Much of my research has important societal implications. My extensive work on the societal effects of China’s one-child policy (with my former University of Texas colleague Toni Falbo) has significantly influenced the modification of the policy. My analyses of China’s increasing rates of urbanization and the urban hierarchy have not gone unnoticed by Chinese government officials in their urban planning for the 21st century. My research on China’s unbalanced sex ratio at birth has generated a tremendous amount of attention inside and outside China, including government policy makers in Beijing. I have shown in a dozen or so analyses that in the past 20 years nearly 50 million boys have been born in China for whom there will not be Chinese girls for them to marry. The implications of these excess bachelors are staggering with regard to a wide range of political, demographic, and societal issues. I have shown that one very important implication is the likelihood of an HIV-AIDS epidemic in China that would rival the number of AIDS deaths in Sub-Saharan Africa, the location these days of more than 70 percent of all AIDS deaths in the world.
What are other implications of the resulting gender imbalance?

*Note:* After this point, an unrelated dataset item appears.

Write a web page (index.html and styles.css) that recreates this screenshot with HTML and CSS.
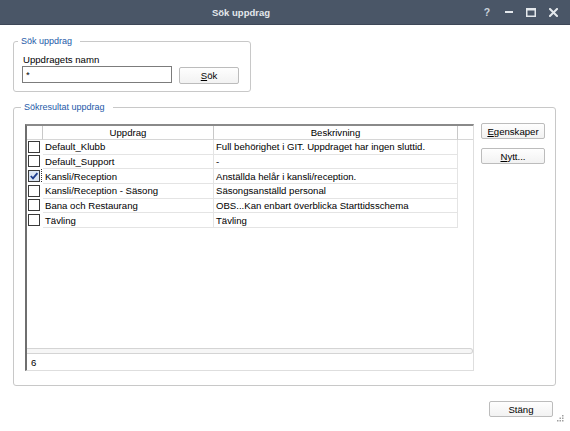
FILE: index.html
```html
<!DOCTYPE html>
<html lang="sv">
<head>
    <meta charset="UTF-8">
    <title>Sök uppdrag</title>
    <link rel="stylesheet" href="styles.css">
</head>
<body>
    <div class="window">
        <div class="titlebar">
            <div class="title">Sök uppdrag</div>
            <div class="controls">
                <span class="ctl help">?</span>
                <span class="ctl"><svg width="8" height="2" viewBox="0 0 8 2"><rect width="8" height="2" fill="#e4e8ec"/></svg></span>
                <span class="ctl"><svg width="10" height="9" viewBox="0 0 10 9"><rect x="0.75" y="0.75" width="8.5" height="7.5" fill="none" stroke="#e4e8ec" stroke-width="1.5"/><rect width="10" height="2.5" fill="#e4e8ec"/></svg></span>
                <span class="ctl"><svg width="9" height="9" viewBox="0 0 9 9"><path d="M1 1 L8 8 M8 1 L1 8" stroke="#e4e8ec" stroke-width="2" stroke-linecap="square"/></svg></span>
            </div>
        </div>

        <div class="content">
            <fieldset class="group search">
                <legend>Sök uppdrag</legend>
                <label class="field-label">Uppdragets namn</label>
                <div class="search-row">
                    <div class="textbox">*</div>
                    <button class="btn btn-search"><u>S</u>ök</button>
                </div>
            </fieldset>

            <fieldset class="group results">
                <legend>Sökresultat uppdrag</legend>
                <div class="results-body">
                    <div class="grid">
                        <table class="grid-table">
                            <colgroup>
                                <col class="c-check">
                                <col class="c-name">
                                <col class="c-desc">
                                <col class="c-pad">
                            </colgroup>
                            <thead>
                                <tr>
                                    <th></th>
                                    <th>Uppdrag</th>
                                    <th>Beskrivning</th>
                                    <th class="last"></th>
                                </tr>
                            </thead>
                            <tbody>
                                <tr>
                                    <td class="chk"><span class="box"></span></td>
                                    <td>Default_Klubb</td>
                                    <td>Full behörighet i GIT. Uppdraget har ingen sluttid.</td>
                                    <td class="pad"></td>
                                </tr>
                                <tr>
                                    <td class="chk"><span class="box"></span></td>
                                    <td>Default_Support</td>
                                    <td>-</td>
                                    <td class="pad"></td>
                                </tr>
                                <tr>
                                    <td class="chk"><span class="box checked"><svg width="10" height="10" viewBox="0 0 10 10"><path d="M1.8 5 L4 7.4 L8.4 2.2" fill="none" stroke="#1d3c8c" stroke-width="1.8"/></svg></span></td>
                                    <td>Kansli/Reception</td>
                                    <td>Anställda helår i kansli/reception.</td>
                                    <td class="pad"></td>
                                </tr>
                                <tr>
                                    <td class="chk"><span class="box"></span></td>
                                    <td>Kansli/Reception - Säsong</td>
                                    <td>Säsongsanställd personal</td>
                                    <td class="pad"></td>
                                </tr>
                                <tr>
                                    <td class="chk"><span class="box"></span></td>
                                    <td>Bana och Restaurang</td>
                                    <td>OBS...Kan enbart överblicka Starttidsschema</td>
                                    <td class="pad"></td>
                                </tr>
                                <tr>
                                    <td class="chk"><span class="box"></span></td>
                                    <td>Tävling</td>
                                    <td>Tävling</td>
                                    <td class="pad"></td>
                                </tr>
                            </tbody>
                        </table>
                        <div class="grid-fill"></div>
                        <div class="hscroll"></div>
                        <div class="grid-count">6</div>
                    </div>
                    <div class="side-buttons">
                        <button class="btn"><u>E</u>genskaper</button>
                        <button class="btn"><u>N</u>ytt...</button>
                    </div>
                </div>
            </fieldset>

            <div class="footer">
                <button class="btn btn-close">Stäng</button>
            </div>
        </div>

        <svg class="grip" width="7" height="7" viewBox="0 0 7 7">
            <rect x="5" y="0" width="1.5" height="1.5" fill="#a0a0a0"/>
            <rect x="2.5" y="2.5" width="1.5" height="1.5" fill="#a0a0a0"/>
            <rect x="5" y="2.5" width="1.5" height="1.5" fill="#a0a0a0"/>
            <rect x="0" y="5" width="1.5" height="1.5" fill="#a0a0a0"/>
            <rect x="2.5" y="5" width="1.5" height="1.5" fill="#a0a0a0"/>
            <rect x="5" y="5" width="1.5" height="1.5" fill="#a0a0a0"/>
        </svg>
    </div>
</body>
</html>
```

FILE: styles.css
```css
body {
    margin: 0;
    font-family: "Liberation Sans", Arial, sans-serif;
    font-size: 9.6px;
    color: #000;
    background: #fff;
}
.window {
    position: relative;
    width: 570px;
    height: 431px;
    display: flex;
    flex-direction: column;
    overflow: hidden;
}
.titlebar {
    height: 24px;
    background: #4a5667;
    border-bottom: 1px solid #3d4757;
    display: flex;
    align-items: center;
}
.title {
    flex: 1;
    padding-left: 6px;
    text-align: center;
    color: #e4e8ec;
    font-weight: bold;
    font-size: 9.5px;
}
.controls {
    display: flex;
    margin-right: 6px;
}
.ctl {
    width: 22px;
    height: 24px;
    display: flex;
    align-items: center;
    justify-content: center;
}
.help {
    color: #c9d2dc;
    font-weight: bold;
    font-size: 10.5px;
}
.content {
    flex: 1;
    display: flex;
    flex-direction: column;
    padding: 0 17px 0 13px;
}
.group {
    box-sizing: border-box;
    margin: 0;
    border: 1px solid #c8c8c8;
    border-radius: 3px;
    min-inline-size: 0;
}
.group legend {
    font-size: 9px;
    line-height: 12px;
    color: #2459a8;
    padding: 0 8px 0 3px;
    margin-left: -4px;
}
.search {
    width: 238px;
    margin-top: 10px;
    padding: 7px 8px 7px 8px;
}
.field-label {
    display: block;
    height: 12px;
    line-height: 12px;
    padding-left: 1px;
}
.search-row {
    display: flex;
    align-items: flex-start;
    gap: 7px;
}
.textbox {
    box-sizing: border-box;
    width: 150px;
    height: 17px;
    border: 1px solid #7c7c7c;
    padding: 1px 3px;
    line-height: 13px;
}
.btn {
    box-sizing: border-box;
    height: 17px;
    padding: 0;
    border: 1px solid #bcbcbc;
    border-radius: 2px;
    background: linear-gradient(#fefefe, #f2f2f2);
    font-family: inherit;
    font-size: 9.6px;
    color: #000;
    text-align: center;
}
.btn-search {
    width: 60px;
    margin-top: 1px;
}
.results {
    width: 543px;
    margin-top: 9px;
    padding: 11px 10px 14px 11px;
}
.results .results-body {
    display: flex;
    align-items: flex-start;
    gap: 7px;
}
.grid {
    box-sizing: border-box;
    width: 449px;
    height: 247px;
    border-top: 2px solid #8a8a8a;
    border-left: 2px solid #6f6f6f;
    border-right: 1px solid #dedede;
    border-bottom: 1px solid #dedede;
    display: flex;
    flex-direction: column;
}
.grid-table {
    width: 100%;
    table-layout: fixed;
    border-collapse: separate;
    border-spacing: 0;
}
.c-check { width: 16px; }
.c-name { width: 171px; }
.c-desc { width: 244px; }
.grid-table th {
    height: 13px;
    padding: 0;
    font-weight: normal;
    text-align: center;
    border-right: 1px solid #c9c9c9;
    border-bottom: 1px solid #d6d6d6;
    white-space: nowrap;
}
.grid-table th.last {
    border-right: none;
}
.grid-table td {
    height: 13.67px;
    padding: 0 0 0 2px;
    border-right: 1px solid #e4e4e4;
    border-bottom: 1px solid #e4e4e4;
    white-space: nowrap;
    overflow: hidden;
}
.grid-table td.chk,
.grid-table td.pad {
    border: none;
    border-bottom: 1px solid transparent;
}
.grid-table td.chk {
    padding-left: 1px;
}
.box {
    box-sizing: border-box;
    display: flex;
    align-items: center;
    justify-content: center;
    width: 12px;
    height: 12px;
    border: 1px solid #3a3a3a;
    background: #fff;
}
.box.checked {
    background: #dbe5f3;
    outline: 1px dotted #333;
    outline-offset: 1px;
}
.grid-fill {
    flex: 1;
}
.hscroll {
    box-sizing: border-box;
    height: 6px;
    border: 1px solid #d4d4d4;
    border-left: none;
    border-radius: 0 3px 3px 0;
    background: #f6f6f6;
}
.grid-count {
    height: 16px;
    line-height: 17px;
    padding-left: 4px;
}
.side-buttons {
    display: flex;
    flex-direction: column;
    gap: 9px;
    margin-top: -1px;
}
.side-buttons .btn {
    width: 64px;
    height: 16px;
}
.footer {
    display: flex;
    justify-content: flex-end;
    margin-top: 15px;
}
.btn-close {
    width: 64px;
    height: 16px;
}
.grip {
    position: absolute;
    left: 557px;
    top: 415px;
}
```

DP: There are several implications for the “bare branches,” i.e., the excess bachelors in China. One is the possibility of an AIDS epidemic. Another implication deals with national and international security and is key for U.S. considerations. This is a complex argument but may be simplified as follows. Research suggests that a government has three options to control the millions of unruly “bare branches”: 1) expulsion of them by expansionist war, 2) suppression of them by authoritarian means, and 3) inclusion of them by recruitment into the internal security apparatus. These strategies will likely lead to three negative results: 1) war and invasion, 2) the government remains authoritarian (and not democratic), and 3) there is a large amount of internal fighting. I will further discuss these issues in my lecture.
What do you see as the future effects of the policy (baby boom, economic bust, or somewhere in between)?
DP: There will not be a baby boom, but there will definitely be an economic bust. Demographic changes have already occurred at the elementary school level. In 1995, there were 25.3 million new students enrolled in school. By 2008, that number had dropped by one-third to 16.7 million. China is thus on the cusp of experiencing a decline in new entrants into its labor force. The days of the seemingly endless supply of young and cheap Chinese labor is drawing to a close. The number of young laborers between the ages of 20 and 29 has already dropped by 14 percent in the past 10 years and is expected to drop by an additional 17 percent in the next 20 years. This will also lead to a marked impact on the world's economy.